17 thoughts on “Compliments

  1. Oh yes, it’s critical to point out the good as well as the bad. I was down in the dumps about my writing not too long ago. I emailed one of my crit partners and told her how discouraged I was and asked for her honest opinion on my wip (a full length novel she’d already read). I told her I wasn’t looking for compliments, just the honest truth, but the amazing and complimentary reply I got from her put me right back on track. Thanks, Amy!

  2. I try to do this often with the kids in my class. Some of them come from pretty tough situations and they don’t hear good stuff very often. When I mentioned to one girl how gracefully she moved during a yoga class, she beamed for the rest of the day. It’s nice to see such positive effects 🙂

  3. Positive comments do help in anything we do whether it’s writing or just daily life. Sometimes the best boost of energy can come from a compliment out of the blue. Congratulations on your grant proposal and keep up the writing.

  4. Huge congrats on your grant proposal! I couldn’t agree more. While constructive criticism is part of what makes us better writers, that occasional compliment is what keeps our heads above the water.

  5. Compliments and good feedback can make everything seem better! Congratulations on your grant writing!

    The compliments I get (professionally) seem like they’re tempered with criticism. An editor will praise one thing, then say, “On the other hand…”. Maybe they think we need less encouragement as we go on? But I think I almost need more because I’m getting so many more chances for criticism…online reviewers, print reviewers, Amazon readers, etc.

    Great post!


  6. Well done you!! :o)

    I like getting things pointed out to me where I have gone wrong.

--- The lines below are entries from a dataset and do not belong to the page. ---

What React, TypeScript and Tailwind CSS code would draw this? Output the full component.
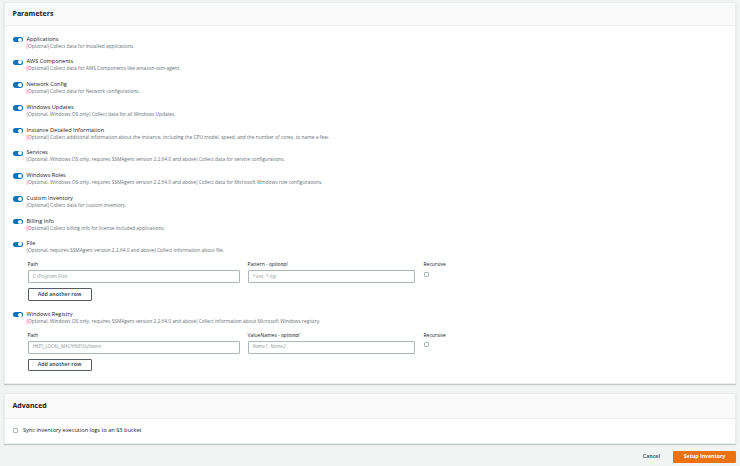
import React from "react";

type Item = { title: string; desc: string };

const items: Item[] = [
  { title: "Applications", desc: "(Optional) Collect data for installed applications." },
  { title: "AWS Components", desc: "(Optional) Collect data for AWS Components like amazon-ssm-agent." },
  { title: "Network Config", desc: "(Optional) Collect data for Network configurations." },
  { title: "Windows Updates", desc: "(Optional, Windows OS only) Collect data for all Windows Updates." },
  {
    title: "Instance Detailed Information",
    desc: "(Optional) Collect additional information about the instance, including the CPU model, speed, and the number of cores, to name a few.",
  },
  {
    title: "Services",
    desc: "(Optional, Windows OS only, requires SSMAgent version 2.2.64.0 and above) Collect data for service configurations.",
  },
  {
    title: "Windows Roles",
    desc: "(Optional, Windows OS only, requires SSMAgent version 2.2.64.0 and above) Collect data for Microsoft Windows role configurations.",
  },
  { title: "Custom Inventory", desc: "(Optional) Collect data for custom inventory." },
  { title: "Billing Info", desc: "(Optional) Collect billing info for license included applications." },
];

function Toggle() {
  return (
    <div className="mt-[1.25px] w-[10px] h-[5.5px] shrink-0 rounded-full bg-[#0073bb] flex items-center justify-end px-[0.8px]">
      <div className="w-[4px] h-[4px] rounded-full bg-white" />
    </div>
  );
}

function Row({ title, desc, children }: { title: string; desc: string; children?: React.ReactNode }) {
  return (
    <div className="flex items-start gap-[4px]">
      <Toggle />
      <div className="flex flex-col flex-1">
        <div className="text-[5.6px] leading-[7px] text-[#16191f]">{title}</div>
        <div className="text-[4.85px] leading-[6px] text-[#687078] whitespace-nowrap">{desc}</div>
        {children}
      </div>
    </div>
  );
}

function SubForm({ second, p1, p2 }: { second: string; p1: string; p2: string }) {
  return (
    <div className="ml-[1px] mt-[8px] flex flex-col">
      <div className="flex gap-[8px]">
        <div className="w-[212px] flex flex-col gap-[3px]">
          <div className="text-[5px] leading-[6px] text-[#16191f]">Path</div>
          <div className="h-[13px] border border-[#aab7b8] rounded-[1px] bg-white flex items-center px-[4px] text-[4.8px] italic text-[#95a0a1]">
            {p1}
          </div>
        </div>
        <div className="w-[167px] flex flex-col gap-[3px]">
          <div className="text-[5px] leading-[6px] text-[#16191f]">
            {second} - <span className="italic">optional</span>
          </div>
          <div className="h-[13px] border border-[#aab7b8] rounded-[1px] bg-white flex items-center px-[4px] text-[4.8px] italic text-[#95a0a1]">
            {p2}
          </div>
        </div>
        <div className="ml-[1px] flex flex-col gap-[4.5px]">
          <div className="text-[5px] leading-[6px] text-[#16191f]">Recursive</div>
          <div className="w-[5px] h-[5px] border border-[#aab7b8] rounded-[1px] bg-white" />
        </div>
      </div>
      <div className="mt-[5px] w-[64px] h-[12.5px] border border-[#545b64] rounded-[1px] bg-white flex items-center justify-center text-[5.2px] font-bold text-[#545b64]">
        Add another row
      </div>
    </div>
  );
}

export default function App() {
  return (
    <div
      className="w-[740px] h-[466px] overflow-hidden bg-[#f2f3f3] pt-[1.5px] pl-[3.5px] pr-[4px] flex flex-col"
      style={{ fontFamily: "'Open Sans', 'Noto Sans', sans-serif" }}
    >
      <div className="bg-white border border-[#eaeded] shadow-[0_1px_1px_rgba(0,28,36,0.2)] flex flex-col">
        <div className="h-[23.5px] bg-[#fafafa] border-b border-[#eaeded] flex items-center px-[8px] text-[7px] font-bold text-[#16191f]">
          Parameters
        </div>
        <div className="px-[8px] pt-[9.5px] pb-[12px] flex flex-col gap-[9.75px]">
          {items.map((it) => (
            <Row key={it.title} title={it.title} desc={it.desc} />
          ))}
          <Row
            title="File"
            desc="(Optional, requires SSMAgent version 2.2.64.0 and above) Collect information about file."
          >
            <SubForm second="Pattern" p1="C:\Program Files" p2="*.exe, *.log" />
          </Row>
          <Row
            title="Windows Registry"
            desc="(Optional, Windows OS only, requires SSMAgent version 2.2.64.0 and above) Collect information about Microsoft Windows registry."
          >
            <SubForm second="ValueNames" p1="HKEY_LOCAL_MACHINE\Software" p2="Name1, Name2" />
          </Row>
        </div>
      </div>

      <div className="mt-[9px] bg-white border border-[#eaeded] shadow-[0_1px_1px_rgba(0,28,36,0.2)] flex flex-col">
        <div className="h-[24.5px] bg-[#fafafa] border-b border-[#eaeded] flex items-center px-[8px] text-[7px] font-bold text-[#16191f]">
          Advanced
        </div>
        <div className="h-[24px] px-[8px] flex items-center gap-[5px]">
          <div className="w-[5.5px] h-[5.5px] border border-[#aab7b8] rounded-[1px] bg-white" />
          <div className="text-[5.6px] text-[#16191f]">Sync inventory execution logs to an S3 bucket</div>
        </div>
      </div>

      <div className="mt-[7.5px] flex justify-end items-center gap-[13px]">
        <div className="text-[5.2px] font-bold text-[#545b64]">Cancel</div>
        <div className="w-[63px] h-[12px] bg-[#ec7211] rounded-[1px] flex items-center justify-center text-[5.2px] font-bold text-white">
          Setup Inventory
        </div>
      </div>
    </div>
  );
}
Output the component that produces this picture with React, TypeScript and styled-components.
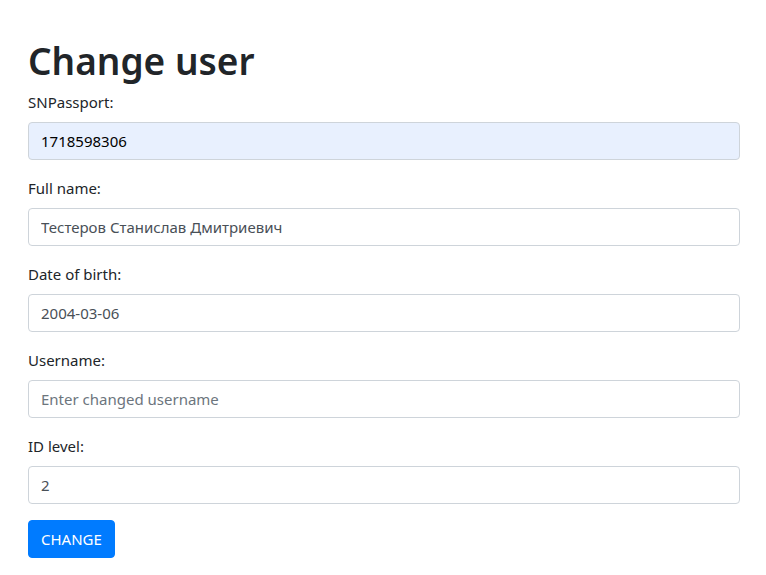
import React from "react";
import styled, { createGlobalStyle } from "styled-components";

const Global = createGlobalStyle`
  * { box-sizing: border-box; }
  body {
    margin: 0;
    font-family: "Noto Sans", "Liberation Sans", sans-serif;
    font-size: 15px;
    line-height: 1.5;
    color: #212529;
    background: #fff;
  }
`;

const Page = styled.div`
  padding: 37px 26px 0 28px;
`;

const Title = styled.h1`
  margin: 0 0 5px 0;
  font-size: 37px;
  font-weight: 600;
  line-height: 48px;
  color: #212529;
`;

const Group = styled.div`
  display: flex;
  flex-direction: column;
  margin-bottom: 16px;
`;

const Label = styled.label`
  display: block;
  margin-bottom: 8px;
  line-height: 24px;
`;

const Input = styled.input<{ $autofill?: boolean }>`
  display: block;
  width: 100%;
  height: 38px;
  padding: 6px 12px;
  font-family: inherit;
  font-size: 15px;
  line-height: 24px;
  color: ${(p) => (p.$autofill ? "#000" : "#495057")};
  background: ${(p) => (p.$autofill ? "#e8f0fe" : "#fff")};
  border: 1px solid #ced4da;
  border-radius: 4px;
  outline: none;
  &::placeholder { color: #6c757d; opacity: 1; }
`;

const Button = styled.button`
  display: inline-block;
  align-self: flex-start;
  height: 38px;
  padding: 6px 12px;
  font-family: inherit;
  font-size: 15px;
  line-height: 24px;
  color: #fff;
  background: #007bff;
  border: 1px solid #007bff;
  border-radius: 4px;
  text-transform: uppercase;
`;

export default function App() {
  return (
    <>
      <Global />
      <Page>
        <Title>Change user</Title>
        <Group>
          <Label>SNPassport:</Label>
          <Input $autofill defaultValue="1718598306" />
        </Group>
        <Group>
          <Label>Full name:</Label>
          <Input defaultValue="Тестеров Станислав Дмитриевич" />
        </Group>
        <Group>
          <Label>Date of birth:</Label>
          <Input defaultValue="2004-03-06" />
        </Group>
        <Group>
          <Label>Username:</Label>
          <Input placeholder="Enter changed username" />
        </Group>
        <Group>
          <Label>ID level:</Label>
          <Input defaultValue="2" />
        </Group>
        <Button>Change</Button>
      </Page>
    </>
  );
}
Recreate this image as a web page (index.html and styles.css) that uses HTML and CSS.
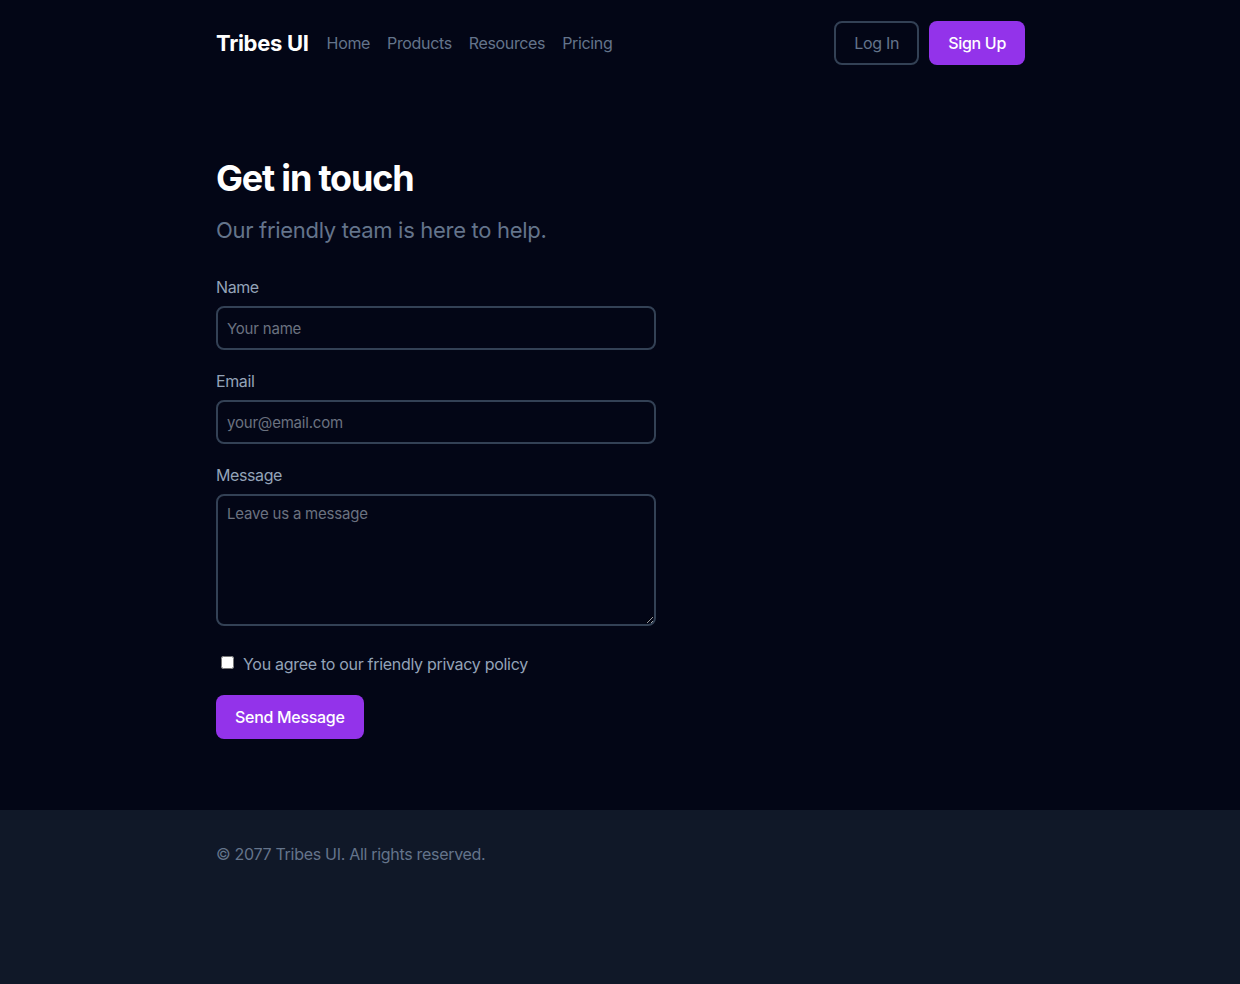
FILE: index.html
```html
<!DOCTYPE html>
<html lang="en">
<head>
<meta charset="utf-8">
<title>Tribes UI – Contact</title>
<link rel="stylesheet" href="styles.css">
</head>
<body>
<div class="page">
  <header class="header">
    <div class="container header-inner">
      <div class="left">
        <a class="brand" href="#">Tribes UI</a>
        <nav class="nav">
          <a href="#">Home</a>
          <a href="#">Products</a>
          <a href="#">Resources</a>
          <a href="#">Pricing</a>
        </nav>
      </div>
      <div class="actions">
        <a class="btn btn-outline" href="#">Log In</a>
        <a class="btn btn-primary" href="#">Sign Up</a>
      </div>
    </div>
  </header>
  <main class="main">
    <div class="container">
      <h1 class="title">Get in touch</h1>
      <p class="subtitle">Our friendly team is here to help.</p>
      <form class="form">
        <div class="field">
          <label class="label" for="name">Name</label>
          <input class="input" id="name" type="text" placeholder="Your name">
        </div>
        <div class="field">
          <label class="label" for="email">Email</label>
          <input class="input" id="email" type="email" placeholder="your@email.com">
        </div>
        <div class="field">
          <label class="label" for="msg">Message</label>
          <textarea class="input textarea" id="msg" placeholder="Leave us a message"></textarea>
        </div>
        <label class="check">
          <input type="checkbox" class="checkbox">
          <span>You agree to our friendly privacy policy</span>
        </label>
        <button type="button" class="btn btn-primary send">Send Message</button>
      </form>
    </div>
  </main>
  <footer class="footer">
    <div class="container">
      <p class="copy">© 2077 Tribes UI. All rights reserved.</p>
    </div>
  </footer>
</div>
</body>
</html>
```

FILE: styles.css
```css
* { box-sizing: border-box; }
html, body { margin: 0; padding: 0; }
body {
  background: #030616;
  font-family: Inter, "Noto Sans", "Liberation Sans", sans-serif;
  color: #e5e7eb;
  letter-spacing: -0.3px;
}
a { text-decoration: none; }
.page {
  min-height: 100vh;
  display: flex;
  flex-direction: column;
}
.container {
  width: 808px;
  margin: 0 auto;
}
.header { padding: 21px 0 20px; }
.header-inner {
  display: flex;
  align-items: center;
  justify-content: space-between;
}
.left {
  display: flex;
  align-items: center;
  gap: 18px;
}
.brand {
  color: #ffffff;
  font-weight: 700;
  font-size: 22px;
  letter-spacing: -0.3px;
}
.nav {
  display: flex;
  gap: 17px;
}
.nav a {
  color: #64748b;
  font-size: 16px;
  line-height: 24px;
  letter-spacing: -0.35px;
}
.actions {
  display: flex;
  gap: 10px;
  margin-right: -1px;
}
.btn {
  display: inline-flex;
  align-items: center;
  justify-content: center;
  height: 44px;
  border-radius: 8px;
  font-family: inherit;
  font-size: 16px;
  font-weight: 500;
  letter-spacing: -0.3px;
  white-space: nowrap;
}
.btn-outline {
  border: 2px solid #334155;
  color: #64748b;
  font-weight: 400;
  padding: 0 18px;
}
.btn-primary {
  background: #9333ea;
  color: #ffffff;
  border: none;
  padding: 0 19px;
}
.main {
  padding: 73px 0 71px;
}
.title {
  margin: 0;
  font-size: 36px;
  line-height: 40px;
  font-weight: 700;
  color: #ffffff;
  letter-spacing: -1.2px;
}
.subtitle {
  margin: 18px 0 0;
  font-size: 22px;
  line-height: 28px;
  color: #64748b;
  letter-spacing: -0.3px;
}
.form {
  margin-top: 31px;
  width: 440px;
}
.field {
  display: flex;
  flex-direction: column;
  margin-bottom: 19px;
}
.label {
  font-size: 16px;
  line-height: 24px;
  color: #94a3b8;
  margin-bottom: 7px;
  letter-spacing: -0.4px;
}
.input {
  height: 44px;
  width: 440px;
  background: transparent;
  border: 2px solid #334155;
  border-radius: 8px;
  padding: 0 9px;
  font-family: inherit;
  font-size: 15px;
  letter-spacing: -0.2px;
  color: #e5e7eb;
  outline: none;
}
.input::placeholder { color: #6b7280; }
.textarea {
  height: 132px;
  padding: 8px 9px;
  resize: vertical;
  line-height: 20px;
}
.check {
  display: flex;
  align-items: center;
  gap: 9px;
  margin-top: 26px;
  font-size: 16px;
  line-height: 24px;
  color: #94a3b8;
}
.checkbox {
  margin: -4px 0 0 5px;
  width: 13px;
  height: 13px;
}
.send {
  margin-top: 19px;
  padding: 0 19px;
  cursor: pointer;
}
.footer {
  flex: 1;
  background: #101828;
  padding: 32px 0;
}
.copy {
  margin: 0;
  font-size: 16px;
  line-height: 24px;
  color: #64748b;
}
```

Helps me learn.

  7. Susan–It’s easy to get down in the dumps about writing; working in isolation, slumped over a keyboard, with our own inner critic wearing us down, it’s good to have somebody out there in the world appreciate it. I’m glad your friend was able to lift your spirits!

    Jemi–It’s so important for teachers to say nice things from time to time. Kids might act like they couldn’t care less, but really they all want approval. And it does feel good when you can make someone else so happy so easily, doesn’t it?

    Mason–You’re right: we can never get too many compliments! Even a workmate saying they like your new jacket can put a smile on your face.

    Heather–Thanks! Unfortunately, just because my proposal sounds good, it doesn’t mean I’m going to get funding. I have to wait a few months and see. Pretty much like selling a manuscript I imagine…In the mean time bring on those occasional compliments!

    Elizabeth–I hadn’t thought of it that way, but you must get lots of professional criticism (which must be even worse than the ordinary kind). You definitely deserve to enjoy a few compliments! I did mention how much I like “Pretty Is…”? I *love* grouchy grandma’s with lawn gnomes and mechanically-oriented French exchange students 🙂

    Niki–So true that we have to have our mistakes pointed out in order to learn. Can’t go overboard with compliments 🙂 But thanks for the “well done”!

  8. I agree–it’s important to hear what you’re doing right as well as where you can improve. And it’s critical to hold on to the things we’re doing well and remember them when we’re struggling in the places that need the most work. I think it’s the nice things that give us the extra drive to work on fixing the rough spots.

  9. yes, yes, spreading positive energy, no matter how unimportant it may seem to some people, is the key to a better world. A smile, a nice comment, a lovely compliment – those are all nice little weapons for shooting out positive energy all around you.

  10. GREAT TOPIC! And this applies not only to our creative selves, but to us in general. We have to have constructive criticism to grow, and the compliments keep us going, and make us soar!

    There is nothing more rewarding for me than when someone comments on my blog that my posts are succinct, helpful, ‘crystal clear …” It literally does make my day!

    The other point you brought up: Yes, when I am doing either a professional critique of someone’s work, or just pointing out something in general – I do include the positive as well; there is always something positive.

    It’s so much easier for our subconscious minds to accept the negative when the positive is also acknowledged.

  11. Portia–Good point! We have to know what we’re doing right so we don’t change that when we’re changing everything else.

    Dezmond–That’s it, positive energy! Even smiling at strangers on the street and seeing their smile in return can change the whole vibe of your day.

    Crystal–You’re right, hearing the good along with the bad helps with everything we learn, and it’s those compliments that really keep us going. btw your commentors are right: your blog is so helpful! You must keep doing it!

  12. You wrote a compliment on my blog today, and that made me feel good! Compliments are the nectar of writers. I wouldn’t be writing–between the mothering and the doctors’ appointments and the bad economy and the pain–if it weren’t for the compliments and the positive community we have formed online.

    Here’s a compliment: I love the new quotes at the top of your blog! Truly great and inspiring quotes.

    As you know already, you have an award on my blog.
    Southern City Mysteries

  13. Michele–Compliments are the nectar of writers… I like that!

    My husband is always thrilled when people want to look at his art. Since you asked for it, I put a permanent link on the side by my followers list 🙂

  14. Hello there! I agree, a compliment goes a long way, especially when it’s directed at someone’s creative outpouring. Today, I finally, FINALLY, broke through my blockage-fear-creative road block-inducing depression, and I feel GREAT. Your blog entry has further cheered me up, so thank you!!

  15. That’s great Nicole! That blockage-fear etc depression preys on all of us from time to time, and you just have to tell it to get lost. I’m glad you’re feeling better!
    It’s silly, but I have a tiara sitting next to my computer (my “writer’s crown”) and I put it on when I’m feeling insecure and, like James Cameron, tell myself I’m king of the world. Even if I don’t write any better, it makes me laugh, lighten up, and keep writing.